Font size: Decrease font Enlarge font
image

Students from Kingwood, Texas raised more than $13,000 for WWI memorial.

By Robert Snyder / Special to The Journal (reprinted with permission)

Two months ago, Katie Morrison had no idea there were any American veterans of World War I remaining.  On Saturday, the 14-year-old Creekwood Middle School student got to meet one - the only one - when she and a delegation of students and teachers from Kingwood, Texas, presented this last living doughboy, 108-year-old Frank W. Buckles, with a check for $13,553.83 that students at her school district raised to help restore the long-neglected D.C. War Memorial, which was built in 1931 and which honors just the District's veterans of World War I.

Buckles, who was greeted at his home in Charles Town, received the funds on behalf of the World War I Memorial Foundation, which was established to help restore the dilapidated bandstand at the National Mall and to have it rededicated as a national memorial to the Great War.

Part of a service learning project at her school that began in January, Morrison's visit to the region with fellow students Seth Whitt, 13, and Hannah Plagens, 14, and their teachers, included a daylong cleanup on Friday of the crumbling war memorial, which was listed in 2006 by the D.C. Preservation League as one of the Most Endangered Places.

"It really is a forgotten war," she said. "It's just like the memorial itself; it's there, but it's forgotten about. It's a disgrace that these people aren't honored and aren't a part of history as they should be."

The honorary chairman of the memorial foundation and arguably one of the most active of U.S. veterans, Buckles served two years overseas as an ambulance driver and escort in England and France after fibbing to Army recruiters about his age. He was 16. He was born in 1901 in Harrison County, Mo., just a few miles away - as the crow flies, Buckles maintains- from the man who would lead the American Expeditionary Force in World War I, Gen. John Pershing.

Sitting in a chair on his front porch while students and teachers gathered around him and at his feet, Buckles said he was touched by their interest in World War I and its veterans.

"We've fallen in love with you," said Creekwood science teacher Jan York, who hit on the idea for the project after seeing a news broadcast about the unveiling of a portrait exhibit of World War I veterans at the Pentagon last year and of the effort by that exhibit's creator, Michigan photographer David DeJonge, to launch interest in the memorial's restoration. DeJonge's exhibit began its national tour in February at Creekwood.

"We're going to talk about it and we're going to get a memorial for all veterans," York told Buckles. "We believe the memorial needs to be built."

A bill to authorize the rededication of the D.C. War Memorial as a national memorial was introduced in the House of Representatives on Jan. 13 by U.S. Rep. Ted Poe, R-Texas, whose district includes Kingwood.

Plagens said she has taken a special interest in meeting Buckles because two of her great-great uncles served in World War I.
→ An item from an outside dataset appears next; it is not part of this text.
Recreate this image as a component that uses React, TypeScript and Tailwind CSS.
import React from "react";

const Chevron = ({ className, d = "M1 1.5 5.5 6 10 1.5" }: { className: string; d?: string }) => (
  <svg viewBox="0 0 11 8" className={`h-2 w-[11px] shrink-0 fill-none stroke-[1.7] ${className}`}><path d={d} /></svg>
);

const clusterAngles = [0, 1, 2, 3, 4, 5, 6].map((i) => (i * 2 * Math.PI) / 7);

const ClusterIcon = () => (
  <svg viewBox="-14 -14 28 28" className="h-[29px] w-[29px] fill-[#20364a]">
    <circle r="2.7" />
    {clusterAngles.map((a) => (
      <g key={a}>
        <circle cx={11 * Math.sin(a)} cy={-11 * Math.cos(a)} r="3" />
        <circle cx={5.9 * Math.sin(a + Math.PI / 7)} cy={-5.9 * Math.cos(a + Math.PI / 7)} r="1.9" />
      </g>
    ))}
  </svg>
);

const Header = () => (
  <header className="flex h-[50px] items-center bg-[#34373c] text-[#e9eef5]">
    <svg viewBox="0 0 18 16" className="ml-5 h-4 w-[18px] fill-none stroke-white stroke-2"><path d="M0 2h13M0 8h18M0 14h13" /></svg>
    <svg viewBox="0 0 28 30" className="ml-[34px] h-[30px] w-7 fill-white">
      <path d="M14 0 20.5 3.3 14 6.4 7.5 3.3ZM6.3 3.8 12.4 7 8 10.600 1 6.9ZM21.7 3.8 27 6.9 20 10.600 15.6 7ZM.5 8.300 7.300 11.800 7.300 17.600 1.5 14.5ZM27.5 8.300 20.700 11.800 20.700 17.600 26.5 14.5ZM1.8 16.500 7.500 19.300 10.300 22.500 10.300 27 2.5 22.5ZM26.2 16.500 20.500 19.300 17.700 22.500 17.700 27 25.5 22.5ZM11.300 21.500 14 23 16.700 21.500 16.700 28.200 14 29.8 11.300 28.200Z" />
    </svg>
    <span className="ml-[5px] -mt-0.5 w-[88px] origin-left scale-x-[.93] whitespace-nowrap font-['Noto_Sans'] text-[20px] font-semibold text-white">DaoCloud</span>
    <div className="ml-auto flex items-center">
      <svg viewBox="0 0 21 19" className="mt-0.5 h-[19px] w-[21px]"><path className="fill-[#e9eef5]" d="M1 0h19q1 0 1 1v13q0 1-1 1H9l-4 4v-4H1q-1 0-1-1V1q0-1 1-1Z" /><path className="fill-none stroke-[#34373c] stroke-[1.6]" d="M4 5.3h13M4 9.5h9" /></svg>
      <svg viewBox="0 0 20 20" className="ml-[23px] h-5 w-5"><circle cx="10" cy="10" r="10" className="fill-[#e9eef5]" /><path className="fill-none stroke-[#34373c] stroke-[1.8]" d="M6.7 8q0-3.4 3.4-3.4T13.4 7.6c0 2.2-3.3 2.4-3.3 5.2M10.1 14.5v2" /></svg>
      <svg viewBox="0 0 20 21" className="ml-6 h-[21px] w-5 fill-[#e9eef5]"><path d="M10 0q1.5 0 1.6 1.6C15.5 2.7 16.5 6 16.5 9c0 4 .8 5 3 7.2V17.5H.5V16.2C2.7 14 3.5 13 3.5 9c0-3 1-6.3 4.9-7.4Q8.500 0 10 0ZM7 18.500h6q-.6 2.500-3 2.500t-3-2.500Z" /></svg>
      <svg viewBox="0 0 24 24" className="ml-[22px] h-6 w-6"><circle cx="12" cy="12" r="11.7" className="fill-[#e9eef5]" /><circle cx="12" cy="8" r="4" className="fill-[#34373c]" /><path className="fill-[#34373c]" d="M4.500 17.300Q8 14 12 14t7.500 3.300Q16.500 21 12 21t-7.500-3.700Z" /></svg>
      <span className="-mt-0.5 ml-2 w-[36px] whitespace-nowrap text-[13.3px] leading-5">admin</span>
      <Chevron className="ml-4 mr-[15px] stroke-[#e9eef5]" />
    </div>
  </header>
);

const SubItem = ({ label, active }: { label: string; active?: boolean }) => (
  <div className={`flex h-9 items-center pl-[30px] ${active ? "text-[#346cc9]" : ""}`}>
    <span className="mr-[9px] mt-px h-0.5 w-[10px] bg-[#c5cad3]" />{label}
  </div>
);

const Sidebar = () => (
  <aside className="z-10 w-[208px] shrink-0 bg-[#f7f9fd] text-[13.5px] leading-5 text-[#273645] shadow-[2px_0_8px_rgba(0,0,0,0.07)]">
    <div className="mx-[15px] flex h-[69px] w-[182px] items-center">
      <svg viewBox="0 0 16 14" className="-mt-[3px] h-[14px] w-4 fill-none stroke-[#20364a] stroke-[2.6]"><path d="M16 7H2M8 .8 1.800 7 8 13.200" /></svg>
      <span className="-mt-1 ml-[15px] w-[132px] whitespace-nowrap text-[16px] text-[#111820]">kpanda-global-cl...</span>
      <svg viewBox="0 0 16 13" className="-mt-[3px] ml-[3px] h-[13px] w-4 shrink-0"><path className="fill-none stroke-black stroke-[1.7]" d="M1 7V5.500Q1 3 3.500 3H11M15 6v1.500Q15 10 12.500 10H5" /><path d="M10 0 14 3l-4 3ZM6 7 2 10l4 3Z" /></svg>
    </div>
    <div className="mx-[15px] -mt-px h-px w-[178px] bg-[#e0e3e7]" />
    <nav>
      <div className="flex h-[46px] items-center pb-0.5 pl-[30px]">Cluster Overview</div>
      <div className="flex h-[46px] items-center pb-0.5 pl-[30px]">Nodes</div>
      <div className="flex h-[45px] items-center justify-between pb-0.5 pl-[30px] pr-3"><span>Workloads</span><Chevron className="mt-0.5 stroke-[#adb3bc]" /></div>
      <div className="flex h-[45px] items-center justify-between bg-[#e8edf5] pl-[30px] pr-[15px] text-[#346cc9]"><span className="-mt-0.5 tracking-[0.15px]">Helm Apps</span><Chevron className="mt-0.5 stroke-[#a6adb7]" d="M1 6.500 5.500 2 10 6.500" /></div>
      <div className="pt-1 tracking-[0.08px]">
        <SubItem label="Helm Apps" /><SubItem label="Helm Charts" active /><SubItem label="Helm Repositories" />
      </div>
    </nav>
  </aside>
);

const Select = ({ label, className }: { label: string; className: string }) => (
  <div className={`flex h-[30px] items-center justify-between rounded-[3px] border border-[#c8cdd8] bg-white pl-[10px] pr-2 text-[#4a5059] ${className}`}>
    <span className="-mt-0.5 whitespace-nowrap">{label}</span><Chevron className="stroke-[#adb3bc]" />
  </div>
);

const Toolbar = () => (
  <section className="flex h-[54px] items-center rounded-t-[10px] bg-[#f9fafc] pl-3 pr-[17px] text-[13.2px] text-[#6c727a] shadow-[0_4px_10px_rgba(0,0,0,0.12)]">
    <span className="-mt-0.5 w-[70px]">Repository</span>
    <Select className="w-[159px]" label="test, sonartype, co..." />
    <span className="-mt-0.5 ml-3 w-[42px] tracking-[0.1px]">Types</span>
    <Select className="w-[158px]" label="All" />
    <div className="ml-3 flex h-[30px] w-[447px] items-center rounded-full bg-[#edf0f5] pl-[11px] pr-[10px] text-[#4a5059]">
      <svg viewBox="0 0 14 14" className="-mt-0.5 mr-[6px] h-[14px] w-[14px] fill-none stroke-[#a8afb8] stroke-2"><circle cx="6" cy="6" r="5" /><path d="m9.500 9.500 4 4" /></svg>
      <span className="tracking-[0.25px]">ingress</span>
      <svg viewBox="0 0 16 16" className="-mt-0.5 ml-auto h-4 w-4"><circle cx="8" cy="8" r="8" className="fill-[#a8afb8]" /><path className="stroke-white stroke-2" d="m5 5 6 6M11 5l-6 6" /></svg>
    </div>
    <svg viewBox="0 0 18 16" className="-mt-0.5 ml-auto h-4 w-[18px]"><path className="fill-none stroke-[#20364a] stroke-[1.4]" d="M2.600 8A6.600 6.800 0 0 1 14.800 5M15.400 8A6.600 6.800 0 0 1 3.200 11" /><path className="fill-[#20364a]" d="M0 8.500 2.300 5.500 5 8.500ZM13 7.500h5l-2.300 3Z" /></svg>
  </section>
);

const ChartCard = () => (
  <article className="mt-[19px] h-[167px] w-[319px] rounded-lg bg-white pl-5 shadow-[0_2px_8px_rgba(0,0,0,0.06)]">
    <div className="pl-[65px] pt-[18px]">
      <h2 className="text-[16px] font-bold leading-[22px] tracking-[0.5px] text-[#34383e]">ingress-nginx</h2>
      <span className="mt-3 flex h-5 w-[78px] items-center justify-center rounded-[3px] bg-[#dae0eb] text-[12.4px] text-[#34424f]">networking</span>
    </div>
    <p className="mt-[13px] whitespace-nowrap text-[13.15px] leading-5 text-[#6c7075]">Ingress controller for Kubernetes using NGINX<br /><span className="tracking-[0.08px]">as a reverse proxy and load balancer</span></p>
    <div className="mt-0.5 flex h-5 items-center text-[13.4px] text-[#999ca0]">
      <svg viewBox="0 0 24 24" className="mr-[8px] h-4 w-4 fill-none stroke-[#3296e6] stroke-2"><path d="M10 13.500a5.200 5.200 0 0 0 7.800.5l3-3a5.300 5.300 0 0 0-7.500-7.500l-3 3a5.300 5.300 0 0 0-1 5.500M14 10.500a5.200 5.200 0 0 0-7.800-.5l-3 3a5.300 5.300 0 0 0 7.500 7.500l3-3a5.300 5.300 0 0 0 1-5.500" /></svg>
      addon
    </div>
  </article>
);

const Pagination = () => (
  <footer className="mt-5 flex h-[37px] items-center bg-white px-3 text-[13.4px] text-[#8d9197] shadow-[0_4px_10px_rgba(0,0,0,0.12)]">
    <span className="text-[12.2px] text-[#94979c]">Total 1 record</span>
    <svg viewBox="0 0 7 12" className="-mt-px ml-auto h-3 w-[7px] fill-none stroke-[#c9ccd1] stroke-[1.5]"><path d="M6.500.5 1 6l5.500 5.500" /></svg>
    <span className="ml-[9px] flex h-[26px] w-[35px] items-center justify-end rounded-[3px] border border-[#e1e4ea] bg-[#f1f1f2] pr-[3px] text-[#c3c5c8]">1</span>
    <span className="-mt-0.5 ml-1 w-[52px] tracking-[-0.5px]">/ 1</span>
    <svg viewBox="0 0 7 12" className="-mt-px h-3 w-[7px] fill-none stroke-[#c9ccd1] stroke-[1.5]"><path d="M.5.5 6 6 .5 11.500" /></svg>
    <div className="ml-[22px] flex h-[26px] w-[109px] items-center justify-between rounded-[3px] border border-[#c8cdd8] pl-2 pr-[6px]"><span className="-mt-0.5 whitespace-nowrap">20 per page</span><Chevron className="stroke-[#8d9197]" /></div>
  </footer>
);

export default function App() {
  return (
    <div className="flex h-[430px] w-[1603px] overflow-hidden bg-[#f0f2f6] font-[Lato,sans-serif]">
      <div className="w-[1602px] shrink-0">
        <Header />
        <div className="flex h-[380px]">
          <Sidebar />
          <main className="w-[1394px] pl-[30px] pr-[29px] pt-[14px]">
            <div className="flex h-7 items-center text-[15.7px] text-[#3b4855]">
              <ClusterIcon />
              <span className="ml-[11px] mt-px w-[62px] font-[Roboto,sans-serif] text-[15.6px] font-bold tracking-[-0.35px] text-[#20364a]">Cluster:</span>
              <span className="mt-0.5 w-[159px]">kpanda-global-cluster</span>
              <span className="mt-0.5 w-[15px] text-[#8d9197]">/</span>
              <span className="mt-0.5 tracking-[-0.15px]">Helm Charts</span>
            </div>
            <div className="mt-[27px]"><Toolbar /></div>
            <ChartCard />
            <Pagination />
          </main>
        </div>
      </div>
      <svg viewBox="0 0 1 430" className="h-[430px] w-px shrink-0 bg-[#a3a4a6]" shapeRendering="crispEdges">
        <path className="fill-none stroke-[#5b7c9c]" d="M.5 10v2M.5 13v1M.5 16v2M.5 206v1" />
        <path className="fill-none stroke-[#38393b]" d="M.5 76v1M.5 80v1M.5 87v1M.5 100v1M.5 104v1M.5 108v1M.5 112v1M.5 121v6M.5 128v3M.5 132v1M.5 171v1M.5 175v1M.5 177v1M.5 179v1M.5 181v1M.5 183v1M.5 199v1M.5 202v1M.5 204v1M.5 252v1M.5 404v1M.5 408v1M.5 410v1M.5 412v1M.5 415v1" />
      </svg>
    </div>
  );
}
"I felt like I had a personal stake in meeting him," she said. "It made a big impact in me that I had family who fought and died in World War I."

Plagens' mother, Elizabeth Plagens, who accompanied her daughter on the trip, said the need for a World War I memorial was brought home to her the more she began talking to people about the project.
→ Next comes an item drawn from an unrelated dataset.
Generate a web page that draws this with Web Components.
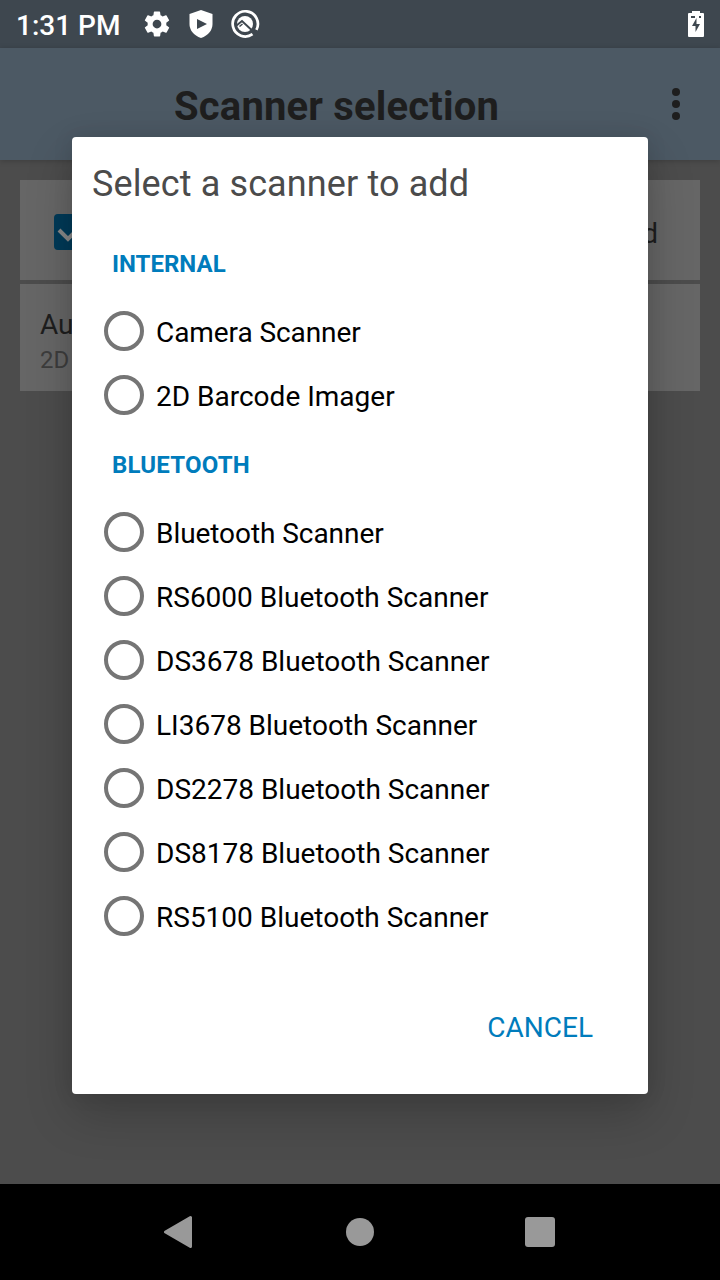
<!DOCTYPE html>
<html lang="en">
<head>
<meta charset="utf-8">
<title>Scanner selection</title>
<style>
html,body{margin:0;padding:0}
body{font-family:Roboto,"Liberation Sans",sans-serif;width:720px;height:1280px;overflow:hidden;background:#4c4c4c}
</style>
</head>
<body>
<scanner-screen></scanner-screen>
<script>
const define = (name, html) => customElements.define(name, class extends HTMLElement {
  constructor() {
    super();
    const t = document.createElement('template');
    t.innerHTML = html;
    this.attachShadow({mode: 'open'}).append(t.content.cloneNode(true));
  }
});

define('status-bar', `<style>
:host{display:flex;align-items:center;height:48px;box-sizing:border-box;padding:0 10px 0 16px;background:#3e474f;color:#fff}
.time{font-size:28px;font-weight:500;line-height:48px;width:126px;padding-top:2px;box-sizing:border-box;height:48px;white-space:nowrap}
.icons{display:flex;gap:14px;flex:1}
svg{display:block}
</style>
<div class="time">1:31 PM</div>
<div class="icons">
<svg width="30" height="30" viewBox="0 0 24 24" fill="#fff"><path d="M19.4 13a7.500 7.500 0 0 0 0-2l2.100-1.650a.5.5 0 0 0 .12-.64l-2-3.460a.5.5 0 0 0-.61-.22l-2.490 1a7.300 7.300 0 0 0-1.690-.98l-.38-2.650A.49.49 0 0 0 14 2h-4a.49.49 0 0 0-.49.42l-.38 2.650c-.61.25-1.170.59-1.690.98l-2.490-1a.5.5 0 0 0-.61.22l-2 3.460a.5.5 0 0 0 .12.64L4.570 11a7.500 7.500 0 0 0 0 2l-2.110 1.650a.5.5 0 0 0-.12.640l2 3.460c.12.22.39.3.61.22l2.490-1c.52.4 1.080.73 1.690.98l.38 2.650c.03.24.24.42.49.42h4c.25 0 .46-.18.490-.42l.38-2.650c.61-.25 1.170-.59 1.690-.98l2.490 1c.23.090.49 0 .61-.22l2-3.460a.5.5 0 0 0-.12-.64zM12 15.500a3.500 3.500 0 1 1 0-7 3.500 3.500 0 0 1 0 7z"/></svg>
<svg width="30" height="30" viewBox="0 0 30 30"><path d="M15 1 26.500 5v10c0 6-4 11.500-11.500 14C7.500 26.500 3.500 21 3.500 15V5z" fill="#fff"/><path d="M11 10v10l10-5z" fill="#3e474f"/></svg>
<svg width="30" height="30" viewBox="0 0 30 30"><path d="M26.400 20.800A12.600 12.600 0 1 0 22.500 25.200" fill="none" stroke="#fff" stroke-width="2.700"/><circle cx="15" cy="15" r="8" fill="#fff"/><path d="M6.500 16.500l5.500-4.500 15 14" fill="none" stroke="#3e474f" stroke-width="2"/><path d="M12.500 15l-3 2.500" fill="none" stroke="#3e474f" stroke-width="1.500"/></svg>
</div>
<svg width="28" height="28" viewBox="0 0 28 28"><path d="M10 1h8v2h3a1 1 0 0 1 1 1v22a1 1 0 0 1-1 1H7a1 1 0 0 1-1-1V4a1 1 0 0 1 1-1h3z" fill="#fff"/><path d="M14.500 8l-4.500 8h3.500v6l4.500-8h-3.500zM9 6h4v2H9zM17 6h2v2h-2z" fill="#3e474f"/></svg>`);

define('app-bar', `<style>
:host{display:flex;align-items:center;height:112px;box-sizing:border-box;padding:4px 39px 0 174px;background:#4c5964;color:#1e1e1e;box-shadow:0 1px 6px #0003;position:relative}
.title{flex:1;font-size:40px;font-weight:700;line-height:48px;white-space:nowrap;letter-spacing:.17px;padding-top:2px}
svg{display:block;margin-top:-4px}
</style>
<div class="title"><slot></slot></div>
<svg width="10" height="34" fill="#1e1e1e"><circle cx="5" cy="5" r="4"/><circle cx="5" cy="17" r="4"/><circle cx="5" cy="29" r="4"/></svg>`);

define('back-card', `<style>
:host{display:flex;box-sizing:border-box;background:#666;color:#1e1e1e;font-size:28px}
</style><slot></slot>`);

define('nav-bar', `<style>
:host{display:grid;grid-template-columns:repeat(3,180px);justify-content:center;justify-items:center;align-items:center;height:96px;background:#000}
svg{display:block}
</style>
<svg width="32" height="36"><path d="M26.500 3.500v29L1.500 18z" fill="#999" stroke="#999" stroke-width="3" stroke-linejoin="round"/></svg>
<svg width="28" height="28"><circle cx="14" cy="14" r="14" fill="#999"/></svg>
<svg width="30" height="30"><rect width="30" height="30" rx="3" fill="#999"/></svg>`);

define('radio-row', `<style>
:host{display:flex;align-items:center;height:64px;gap:12px;color:#000;font-size:28px;white-space:nowrap}
i{box-sizing:border-box;width:40px;height:40px;border:4px solid #757575;border-radius:50%}
span{line-height:34px;padding-top:4px}
</style><i></i><span><slot></slot></span>`);

define('group-header', `<style>
:host{display:block;font-size:24px;font-weight:700;color:#007cbc;line-height:28px;white-space:nowrap;padding-left:8px}
</style><slot></slot>`);

define('select-dialog', `<style>
:host{display:flex;flex-direction:column;box-sizing:border-box;width:576px;height:957px;background:#fff;border-radius:4px;padding:26px 55px 0 20px;box-shadow:0 20px 48px rgba(0,0,0,.2),0 0 20px rgba(0,0,0,.1)}
.title{font-size:36px;line-height:42px;color:#4b4b4b;white-space:nowrap;letter-spacing:.12px}
.list{padding-left:12px;margin-top:45px}
.list group-header{margin-bottom:21px}
.list .second{margin-top:24px;letter-spacing:.2px}
.cancel{align-self:flex-end;font-size:28px;line-height:34px;color:#007cbc;margin-top:63px}
</style>
<div class="title">Select a scanner to add</div>
<div class="list">
<group-header>INTERNAL</group-header>
<radio-row style="letter-spacing:-.08px">Camera Scanner</radio-row>
<radio-row>2D Barcode Imager</radio-row>
<group-header class="second">BLUETOOTH</group-header>
<radio-row style="letter-spacing:-.06px">Bluetooth Scanner</radio-row>
<radio-row>RS6000 Bluetooth Scanner</radio-row>
<radio-row>DS3678 Bluetooth Scanner</radio-row>
<radio-row>LI3678 Bluetooth Scanner</radio-row>
<radio-row>DS2278 Bluetooth Scanner</radio-row>
<radio-row>DS8178 Bluetooth Scanner</radio-row>
<radio-row>RS5100 Bluetooth Scanner</radio-row>
</div>
<div class="cancel">CANCEL</div>`);

define('scanner-screen', `<style>
:host{display:flex;flex-direction:column;width:720px;height:1280px;position:relative;background:#4c4c4c}
main{flex:1;display:flex;flex-direction:column;gap:4px;padding:20px 20px 0}
.first{height:100px;align-items:center;justify-content:space-between;padding:6px 42px 0 34px}
.first svg{display:block;margin-top:-2px}
.auto{height:107px;flex-direction:column;padding:24px 20px 0;line-height:34px}
small{font-size:24px;line-height:28px;color:#3d3d3d;margin-top:4px}
select-dialog{position:absolute;left:72px;top:137px;z-index:2}
nav-bar{z-index:3}
</style>
<status-bar></status-bar>
<app-bar>Scanner selection</app-bar>
<main>
<back-card class="first"><svg width="36" height="36"><rect width="36" height="36" rx="4" fill="#003a58"/><path d="M5 16l9 9 17-17" fill="none" stroke="#888" stroke-width="4"/></svg><span>d</span></back-card>
<back-card class="auto"><span>Au</span><small>2D</small></back-card>
</main>
<nav-bar></nav-bar>
<select-dialog></select-dialog>`);
</script>
</body>
</html>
"There were so many people I met in Texas who had been to D.C. and everyone had the same reaction: the World War I Memorial; where is that? Nobody could place it. The fact that 4 million people served and there's nothing to honor them makes for the sense of urgency," Plagens said.

Whitt, who was selected to hand the group's check to Buckles, said he was awed by the experience of meeting the war veteran. "I saw a photograph just two weeks ago of him sitting in his chair, and now I'm here, and here's that chair," Whitt said. "It's just an awesome experience to meet him."

Hannah Plagens said if the success of the school's fundraising effort has taught her anything, it was about what young people could accomplish if they really tried.

"I never thought my opinion would matter," she said. "Now, with this experience, I am able to see that a young person can change the world as much as any senator or congressman."

Photo:  Texas middle school students Seth Whitt, left, Katie Morrison and Hannah Plagens show ‘Flat Stanley’ paper dolls to Frank Woodruff Buckles, 108, on Saturday at his home near Charles Town. Buckles is the last surviving American WWI veteran, and students from Creekwood Middle School in Kingwood, Texas, have studied his story and are joining his effort to restore the WWI Monument in Washington, D.C. (Journal photo by Beth Henry)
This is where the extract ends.